BERLIN - A state election on Sunday in western Germany offers Chancellor Angela Merkel's conservatives a tough test against their resurgent center-left rivals six months before Merkel seeks a fourth term in a national vote.
The election for the state legislature in Saarland, a region of just under 1 million people on the French border that Merkel's Christian Democrats have led since 1999, is the first of three regional votes before Germany's Sept 24 national vote.
It's being watched closely as the first electoral test since the center-left Social Democrats nominated Martin Schulz as Merkel's challenger in January.
Schulz, a former president of the European Parliament but a newcomer to national politics, has boosted his party's long-moribund poll ratings and injected it with new self-confidence.

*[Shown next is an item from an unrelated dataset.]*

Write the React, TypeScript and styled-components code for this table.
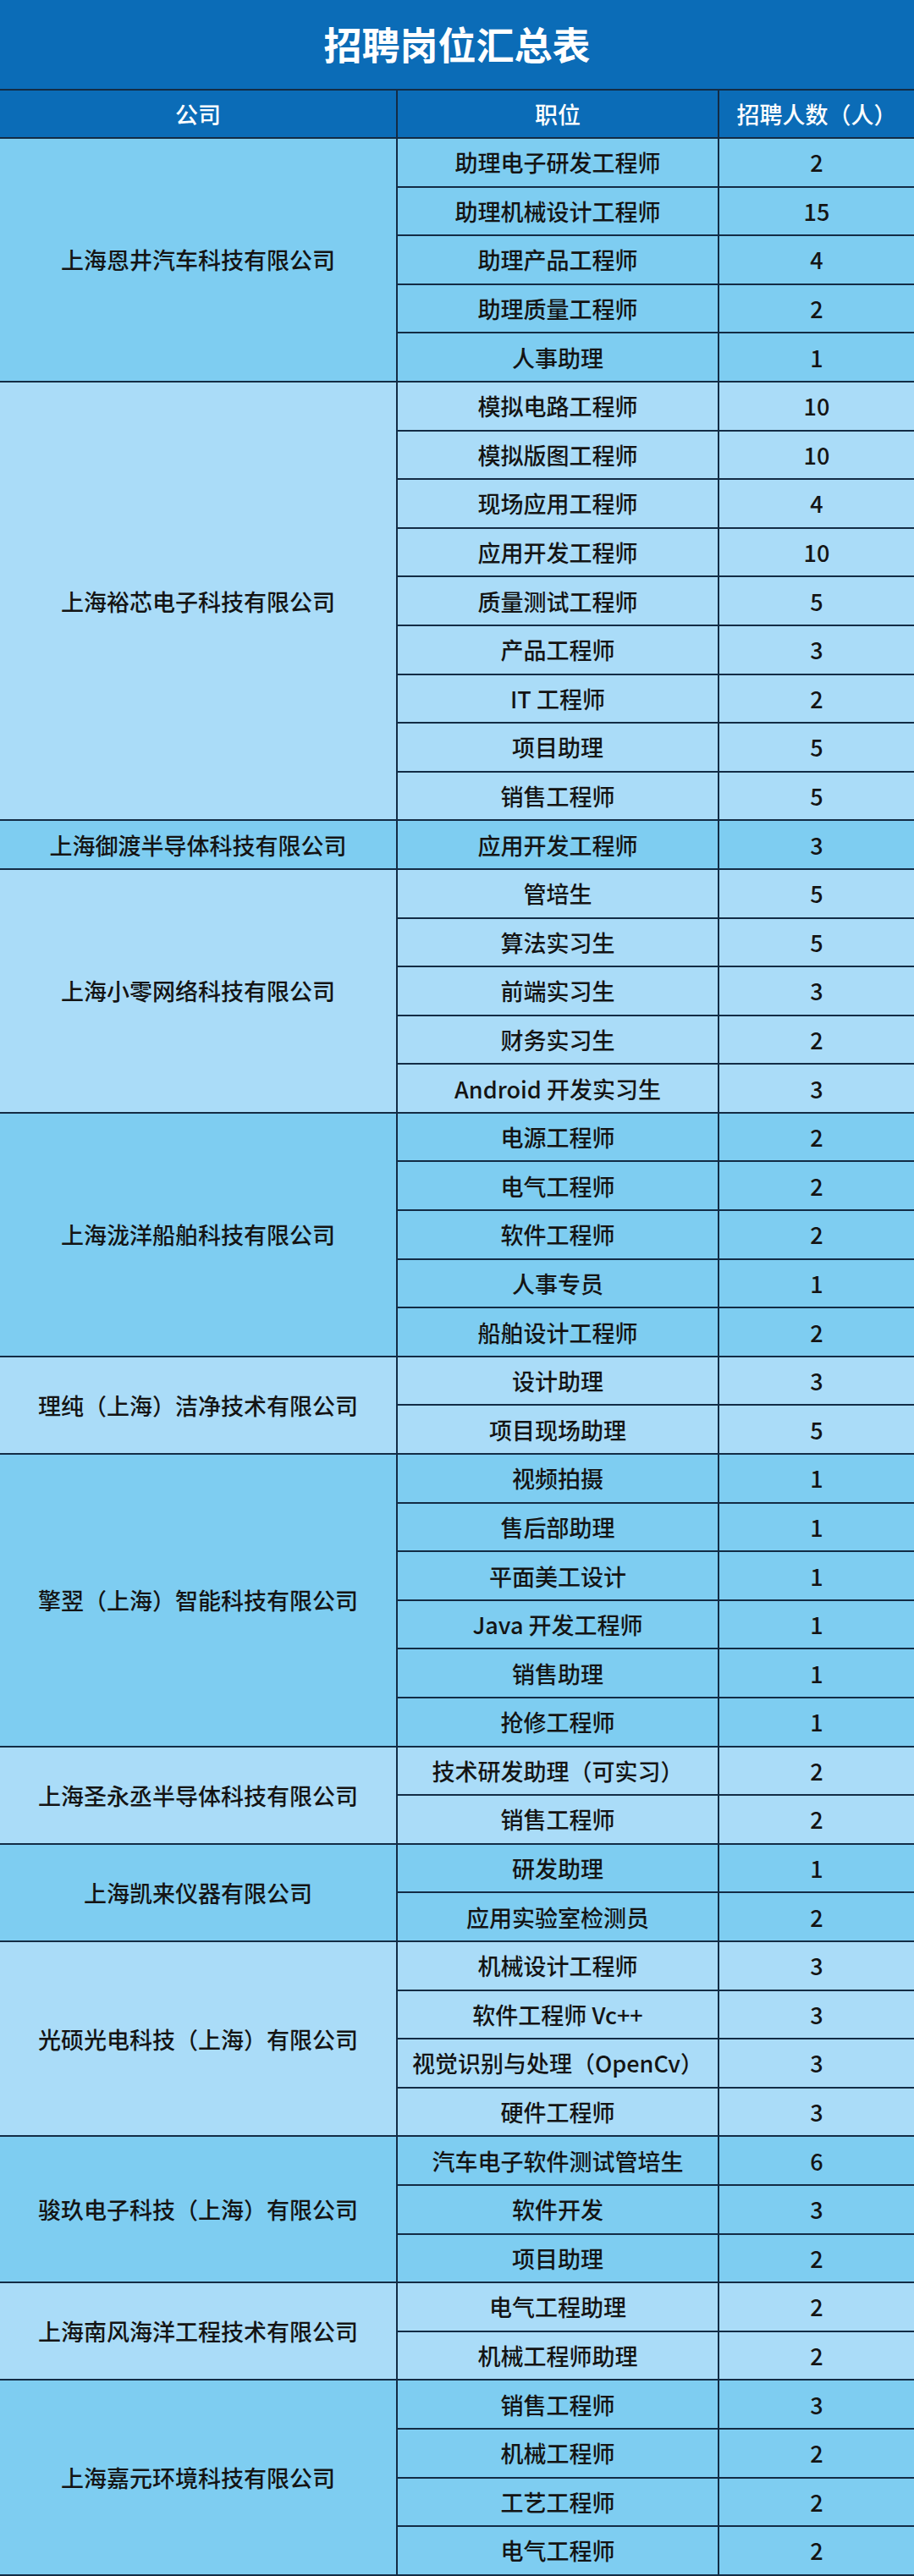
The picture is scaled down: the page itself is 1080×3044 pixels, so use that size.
import React from "react";
import styled, { createGlobalStyle } from "styled-components";

const Global = createGlobalStyle`
  html, body { margin: 0; padding: 0; background: #7ecdf1; }
  body { font-family: "Noto Sans CJK SC", "Noto Sans", sans-serif; }
`;

type Job = [string, number];
type Company = { name: string; jobs: Job[] };

const data: Company[] = [
  { name: "上海恩井汽车科技有限公司", jobs: [["助理电子研发工程师", 2], ["助理机械设计工程师", 15], ["助理产品工程师", 4], ["助理质量工程师", 2], ["人事助理", 1]] },
  { name: "上海裕芯电子科技有限公司", jobs: [["模拟电路工程师", 10], ["模拟版图工程师", 10], ["现场应用工程师", 4], ["应用开发工程师", 10], ["质量测试工程师", 5], ["产品工程师", 3], ["IT 工程师", 2], ["项目助理", 5], ["销售工程师", 5]] },
  { name: "上海御渡半导体科技有限公司", jobs: [["应用开发工程师", 3]] },
  { name: "上海小零网络科技有限公司", jobs: [["管培生", 5], ["算法实习生", 5], ["前端实习生", 3], ["财务实习生", 2], ["Android 开发实习生", 3]] },
  { name: "上海泷洋船舶科技有限公司", jobs: [["电源工程师", 2], ["电气工程师", 2], ["软件工程师", 2], ["人事专员", 1], ["船舶设计工程师", 2]] },
  { name: "理纯（上海）洁净技术有限公司", jobs: [["设计助理", 3], ["项目现场助理", 5]] },
  { name: "擎翌（上海）智能科技有限公司", jobs: [["视频拍摄", 1], ["售后部助理", 1], ["平面美工设计", 1], ["Java 开发工程师", 1], ["销售助理", 1], ["抢修工程师", 1]] },
  { name: "上海圣永丞半导体科技有限公司", jobs: [["技术研发助理（可实习）", 2], ["销售工程师", 2]] },
  { name: "上海凯来仪器有限公司", jobs: [["研发助理", 1], ["应用实验室检测员", 2]] },
  { name: "光硕光电科技（上海）有限公司", jobs: [["机械设计工程师", 3], ["软件工程师 Vc++", 3], ["视觉识别与处理（OpenCv）", 3], ["硬件工程师", 3]] },
  { name: "骏玖电子科技（上海）有限公司", jobs: [["汽车电子软件测试管培生", 6], ["软件开发", 3], ["项目助理", 2]] },
  { name: "上海南风海洋工程技术有限公司", jobs: [["电气工程助理", 2], ["机械工程师助理", 2]] },
  { name: "上海嘉元环境科技有限公司", jobs: [["销售工程师", 3], ["机械工程师", 2], ["工艺工程师", 2], ["电气工程师", 2]] },
];

const Page = styled.div`
  width: 1080px;
  height: 3044px;
  overflow: hidden;
  background: #7ecdf1;
`;

const TitleBar = styled.div`
  height: 105px;
  background: #0b6cb7;
  display: flex;
  align-items: center;
  justify-content: center;
  color: #ffffff;
  font-size: 45px;
  font-weight: 700;
  letter-spacing: 0px;
  padding-bottom: 2px;
  box-sizing: border-box;
`;

const Table = styled.table`
  width: 1080px;
  border-collapse: collapse;
  table-layout: fixed;
  border-top: 2px solid #132c45;
`;

const HeadCell = styled.th`
  height: 55px;
  padding: 0;
  background: #0b6cb7;
  color: #ffffff;
  font-size: 27px;
  font-weight: 500;
  text-align: center;
  border: 2px solid #132c45;
  border-top: none;
  &:first-child { border-left: none; }
  &:last-child { border-right: none; }
`;

const Row = styled.tr<{ $light: boolean }>`
  height: 57.6px;
  background: ${(p) => (p.$light ? "#aadcf8" : "#7ecdf1")};
`;

const Cell = styled.td`
  padding: 0;
  text-align: center;
  vertical-align: middle;
  color: #141414;
  font-size: 27px;
  font-weight: 500;
  border: 2px solid #132c45;
  white-space: nowrap;
  &:first-child { border-left: none; }
  &:last-child { border-right: none; }
`;

const CompanyCell = styled(Cell)`
  font-weight: 500;
`;

const NumCell = styled(Cell)`
  border-right: none;
`;

export default function App() {
  return (
    <Page>
      <Global />
      <TitleBar>招聘岗位汇总表</TitleBar>
      <Table>
        <colgroup>
          <col style={{ width: 469 }} />
          <col style={{ width: 380 }} />
          <col />
        </colgroup>
        <thead>
          <tr>
            <HeadCell>公司</HeadCell>
            <HeadCell>职位</HeadCell>
            <HeadCell>招聘人数（人）</HeadCell>
          </tr>
        </thead>
        <tbody>
          {data.map((c, ci) =>
            c.jobs.map((j, ji) => (
              <Row key={`${ci}-${ji}`} $light={ci % 2 === 1}>
                {ji === 0 && <CompanyCell rowSpan={c.jobs.length}>{c.name}</CompanyCell>}
                <Cell>{j[0]}</Cell>
                <NumCell>{j[1]}</NumCell>
              </Row>
            ))
          )}
        </tbody>
      </Table>
    </Page>
  );
}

He has lifted party support by 10 percent with promises to help the socially disadvantaged and end Merkel's almost 12-year reign.
That boost means that a fourth Merkel term no longer looks inevitable and it also has tightened the race in Saarland.
Conservative governor Annegret Kramp-Karrenbauer until recently looked certain to win a new five-year term. But Social Democrat rival Anke Rehlinger now hopes to finish first, and polls suggest she could win a majority for an alliance with the opposition Left Party.
The two women currently govern together in a "grand coalition" of the biggest parties, an alliance similar to Merkel's at the national level.
Kramp-Karrenbauer is one of only five conservative governors in Germany's 16 states. Losing would be a worrying signal for the national campaign and for two bigger elections in May in states both led by the Social Democrats.